Maggiori was one of 28 scholars and writers — and one of two Stanford professors — to receive this year’s honor, which includes a stipend of up to $200,000 to support research in the social sciences and humanities. Patrick Phillips, an English professor in the Stanford School of Humanities and Sciences, was also named a Carnegie Fellow.

Maggiori, who teaches at the Graduate School of Business, plans to use the fellowship to carry out new research on China’s efforts to position its currency, the renminbi, as an international currency. This includes creating new statistics and analyses of Chinese financial assets held around the world to help shed light on what the rise of the renminbi as an international currency could mean for the global financial system and on possible policy responses.

The Carnegie Corporation of New York, a philanthropy founded in 1911, established the fellowship program in 2015 to advance research on significant and lasting societal issues.

“I am delighted to be awarded the Carnegie Fellowship,” Maggiori said, “and am grateful to the Foundation for affording me the freedom and flexibility to pursue my research.”
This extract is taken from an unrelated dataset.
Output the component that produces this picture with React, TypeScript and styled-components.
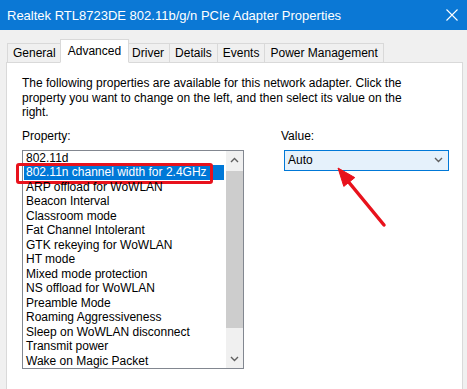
import React from 'react'
import styled, { createGlobalStyle } from 'styled-components'

const GlobalStyle = createGlobalStyle`
    html, body {
        margin: 0;
        padding: 0;
        width: 467px;
        height: 389px;
        overflow: hidden;
        background: #f0f0f0;
    }
    body {
        font-family: "Liberation Sans", Arial, sans-serif;
        color: #000;
    }
`

const Window = styled.div`
    width: 467px;
    height: 389px;
    display: flex;
    flex-direction: column;
    background: #f0f0f0;
    overflow: hidden;
`

const TitleBar = styled.div`
    height: 30px;
    flex-shrink: 0;
    background: #0b78d5;
    color: #fff;
    display: flex;
    align-items: center;
    justify-content: space-between;
    padding: 0 7px 0 7px;
    font-size: 13px;
`

const CloseButton = styled.div`
    width: 14px;
    height: 14px;
    display: flex;
    align-items: center;
    justify-content: center;
    margin-right: 1px;
`

const Body = styled.div`
    flex: 1;
    display: flex;
    flex-direction: column;
    padding: 9px 4px 0 6px;
`

const TabRow = styled.div`
    display: flex;
    align-items: flex-end;
    height: 24px;
    padding-left: 1px;
    position: relative;
    z-index: 1;
    margin-bottom: -1px;
`

const Tab = styled.div<{ $active?: boolean }>`
    font-size: 12px;
    line-height: ${p => (p.$active ? '22px' : '19px')};
    height: ${p => (p.$active ? '24px' : '20px')};
    box-sizing: border-box;
    padding: 0 ${p => (p.$active ? '7px' : '5px')};
    margin: 0 ${p => (p.$active ? '-2px' : '0')};
    background: ${p => (p.$active ? '#fff' : '#f0f0f0')};
    border: 1px solid #d9d9d9;
    border-bottom: ${p => (p.$active ? '1px solid #fff' : '1px solid #d9d9d9')};
    border-left: ${p => (p.$active ? '1px solid #d9d9d9' : 'none')};
    position: relative;
    z-index: ${p => (p.$active ? 2 : 0)};

    &:first-child {
        border-left: 1px solid #d9d9d9;
    }
`

const Panel = styled.div`
    flex: 1;
    position: relative;
    background: #fff;
    border: 1px solid #d9d9d9;
    border-bottom: none;
    padding: 13px 15px 0 15px;
    font-size: 12px;
`

const Description = styled.p`
    margin: 0;
    line-height: 14.5px;
    width: 400px;
`

const Columns = styled.div`
    display: grid;
    grid-template-columns: 222px 168px;
    column-gap: 37px;
    margin-top: 9px;
`

const Label = styled.div`
    line-height: 14px;
    margin-bottom: 7px;
`

const ListBox = styled.div`
    height: 219px;
    box-sizing: border-box;
    border: 1px solid #828790;
    display: flex;
`

const Items = styled.div`
    flex: 1;
    padding: 0 2px 0 1px;
`

const Item = styled.div<{ $selected?: boolean }>`
    position: relative;
    height: 14.5px;
    line-height: 14.5px;
    padding-left: 2px;
    white-space: nowrap;
    background: ${p => (p.$selected ? '#0078d7' : 'transparent')};
    color: ${p => (p.$selected ? '#fff' : '#000')};
`

const Callout = styled.div`
    position: absolute;
    left: -8px;
    top: -2px;
    width: 197px;
    height: 21px;
    box-sizing: border-box;
    border: 3px solid #e8121c;
    border-radius: 3px;
`

const ScrollBar = styled.div`
    width: 17px;
    background: #f0f0f0;
    display: flex;
    flex-direction: column;
`

const ScrollButton = styled.div`
    height: 18px;
    display: flex;
    align-items: center;
    justify-content: center;
`

const Track = styled.div`
    flex: 1;
    padding-top: 2px;
`

const Thumb = styled.div`
    height: 157px;
    background: #cdcdcd;
`

const Combo = styled.div`
    margin-left: 3px;
    height: 21px;
    box-sizing: border-box;
    border: 1px solid #0078d7;
    background: #e5f1fb;
    display: flex;
    align-items: center;
    justify-content: space-between;
    padding: 0 5px 0 3px;
`

const Annotation = styled.svg`
    position: absolute;
    left: 323px;
    top: 97px;
`

const Chevron = ({ up }: { up?: boolean }) => (
    <svg width="9" height="6" viewBox="0 0 9 6">
        <path
            d={up ? 'M1 5 L4.5 1.5 L8 5' : 'M1 1 L4.5 4.5 L8 1'}
            fill="none"
            stroke="#606060"
            strokeWidth="1.4"
        />
    </svg>
)

const properties = [
    '802.11d',
    '802.11n channel width for 2.4GHz',
    'ARP offload for WoWLAN',
    'Beacon Interval',
    'Classroom mode',
    'Fat Channel Intolerant',
    'GTK rekeying for WoWLAN',
    'HT mode',
    'Mixed mode protection',
    'NS offload for WoWLAN',
    'Preamble Mode',
    'Roaming Aggressiveness',
    'Sleep on WoWLAN disconnect',
    'Transmit power',
    'Wake on Magic Packet',
]

const tabs = ['General', 'Advanced', 'Driver', 'Details', 'Events', 'Power Management']

export default function App() {
    return (
        <Window>
            <GlobalStyle />
            <TitleBar>
                <span>Realtek RTL8723DE 802.11b/g/n PCIe Adapter Properties</span>
                <CloseButton>
                    <svg width="12" height="12" viewBox="0 0 12 12">
                        <path d="M0.5 0.5 L11.5 11.5 M11.5 0.5 L0.5 11.5" stroke="#fff" strokeWidth="1.1" />
                    </svg>
                </CloseButton>
            </TitleBar>
            <Body>
                <TabRow>
                    {tabs.map(t => (
                        <Tab key={t} $active={t === 'Advanced'}>{t}</Tab>
                    ))}
                </TabRow>
                <Panel>
                    <Description>
                        The following properties are available for this network adapter. Click the
                        property you want to change on the left, and then select its value on the
                        right.
                    </Description>
                    <Columns>
                        <div>
                            <Label>Property:</Label>
                            <ListBox>
                                <Items>
                                    {properties.map((p, i) => (
                                        <Item key={p} $selected={i === 1}>
                                            {p}
                                            {i === 1 && <Callout />}
                                        </Item>
                                    ))}
                                </Items>
                                <ScrollBar>
                                    <ScrollButton><Chevron up /></ScrollButton>
                                    <Track><Thumb /></Track>
                                    <ScrollButton><Chevron /></ScrollButton>
                                </ScrollBar>
                            </ListBox>
                        </div>
                        <div>
                            <Label>Value:</Label>
                            <Combo>
                                <span>Auto</span>
                                <Chevron />
                            </Combo>
                        </div>
                    </Columns>
                    <Annotation width="60" height="70" viewBox="0 0 60 70">
                        <line x1="17" y1="20" x2="54" y2="65" stroke="#e8121c" strokeWidth="3.5" strokeLinecap="round" />
                        <polygon points="8,8 13.8,26.4 24.8,17.6" fill="#e8121c" stroke="#e8121c" strokeWidth="1" strokeLinejoin="round" />
                    </Annotation>
                </Panel>
            </Body>
        </Window>
    )
}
Maggiori focuses his research on global capital flows, tax havens, exchange rate dynamics, the international monetary system, and the role of the U.S. dollar as a reserve currency, among other topics.

He’s paid particularly close attention to the rise of China as a global financial player: In a paper published last year, for example, he helped highlight how official statistics on the amount of Chinese assets held by developed countries, like U.S. or European investors, vastly underestimate the actual value and, as a result, the extent of risk exposure to China these countries face. The reason, Maggiori and his co-researchers found, is because official data omitted the amount of equities and bonds that Chinese companies issue through subsidiaries in the Cayman Islands and other tax havens.
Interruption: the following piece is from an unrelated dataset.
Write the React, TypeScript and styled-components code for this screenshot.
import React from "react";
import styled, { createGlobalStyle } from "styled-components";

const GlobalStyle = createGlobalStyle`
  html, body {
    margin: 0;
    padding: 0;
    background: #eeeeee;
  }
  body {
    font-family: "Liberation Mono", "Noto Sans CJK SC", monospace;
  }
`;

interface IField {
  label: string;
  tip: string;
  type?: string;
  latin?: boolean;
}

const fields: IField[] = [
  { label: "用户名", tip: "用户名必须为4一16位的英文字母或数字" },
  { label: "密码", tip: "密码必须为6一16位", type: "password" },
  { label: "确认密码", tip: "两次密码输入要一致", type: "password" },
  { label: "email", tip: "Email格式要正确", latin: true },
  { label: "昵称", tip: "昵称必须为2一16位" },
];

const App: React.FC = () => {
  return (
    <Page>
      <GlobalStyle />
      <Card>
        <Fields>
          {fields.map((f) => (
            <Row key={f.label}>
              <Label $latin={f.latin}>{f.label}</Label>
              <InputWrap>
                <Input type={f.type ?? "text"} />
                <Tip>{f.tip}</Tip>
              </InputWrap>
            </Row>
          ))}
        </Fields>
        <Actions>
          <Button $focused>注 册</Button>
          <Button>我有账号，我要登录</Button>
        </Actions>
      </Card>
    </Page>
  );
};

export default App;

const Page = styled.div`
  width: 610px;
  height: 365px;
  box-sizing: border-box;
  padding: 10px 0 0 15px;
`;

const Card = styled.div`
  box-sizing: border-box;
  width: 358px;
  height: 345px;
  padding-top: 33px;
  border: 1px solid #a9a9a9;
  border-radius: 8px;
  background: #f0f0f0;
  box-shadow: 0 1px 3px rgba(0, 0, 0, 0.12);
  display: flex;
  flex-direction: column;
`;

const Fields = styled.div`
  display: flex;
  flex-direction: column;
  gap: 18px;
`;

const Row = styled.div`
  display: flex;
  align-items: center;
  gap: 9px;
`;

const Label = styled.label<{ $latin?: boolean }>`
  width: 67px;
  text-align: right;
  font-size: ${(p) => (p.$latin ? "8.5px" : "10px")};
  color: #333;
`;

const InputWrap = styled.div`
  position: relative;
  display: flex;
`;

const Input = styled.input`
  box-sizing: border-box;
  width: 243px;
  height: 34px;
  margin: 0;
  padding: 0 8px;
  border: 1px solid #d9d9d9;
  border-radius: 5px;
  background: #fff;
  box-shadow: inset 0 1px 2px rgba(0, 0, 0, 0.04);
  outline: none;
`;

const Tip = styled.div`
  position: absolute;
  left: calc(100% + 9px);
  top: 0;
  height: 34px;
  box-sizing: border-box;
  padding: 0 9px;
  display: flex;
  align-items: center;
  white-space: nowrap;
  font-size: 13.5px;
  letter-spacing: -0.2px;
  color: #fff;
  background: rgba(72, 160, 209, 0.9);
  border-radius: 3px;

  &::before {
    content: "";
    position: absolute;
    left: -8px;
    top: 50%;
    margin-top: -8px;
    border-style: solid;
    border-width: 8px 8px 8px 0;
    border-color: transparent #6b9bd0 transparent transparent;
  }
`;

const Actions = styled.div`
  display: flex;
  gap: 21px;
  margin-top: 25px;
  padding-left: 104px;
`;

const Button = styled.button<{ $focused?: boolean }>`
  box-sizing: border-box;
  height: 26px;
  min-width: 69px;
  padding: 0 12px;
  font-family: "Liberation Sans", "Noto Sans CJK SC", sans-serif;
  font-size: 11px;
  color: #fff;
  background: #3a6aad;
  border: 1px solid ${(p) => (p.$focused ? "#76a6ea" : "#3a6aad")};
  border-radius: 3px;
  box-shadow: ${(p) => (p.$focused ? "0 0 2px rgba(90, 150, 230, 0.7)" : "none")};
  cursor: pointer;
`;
And a new working paper co-authored by Maggiori examines how China, as part of its strategy to internationalize the renminbi, has carefully controlled when different sets of investors gain access to its bond market.

“China — specifically, its integration into world financial markets — has been one of the most significant global developments of the last 20 years,” Maggiori says. “This requires new international economic policies, and the opportunity to provide the research to help guide them is exciting for economists like me.”

Maggiori says he is  intrigued by the rapid growth in foreign holdings of China’s massive domestic bond market. “Why is it happening, how much do we need to worry about it and how will it affect other countries?” he asks.

Maggiori, who came to Stanford in 2019 after teaching at Harvard, is also co-founder and director of the Global Capital Allocation Project. The project — also led by Brent Neiman at the University of Chicago and Jess Schreger at Columbia University — aims to improve international economic policymaking through insights into the global allocation of capital.

For Maggiori, who earned his PhD in finance from the University of California, Berkeley in 2012, the Carnegie Fellowship is the latest in a growing list of accolades. Among other awards, he received the top early-career honor in finance, the Fischer Black Prize, in 2021. Before that, he received a 2019 Guggenheim Fellowship and the 2019 Carlo Alberto Medal for the best Italian economist under the age of 40.

“Matteo has made pathbreaking contributions to the study of international capital markets,” says James Poterba, the Mitsui Professor of Economics at MIT who is president of the National Bureau of Economic Research and a former SIEPR Advisory Board member. “He plans to use his award to apply some of these insights into the interplay between domestic capital markets in China and global capital flows. This is not just a first-order topic in economics, but also an issue with potential geopolitical significance.”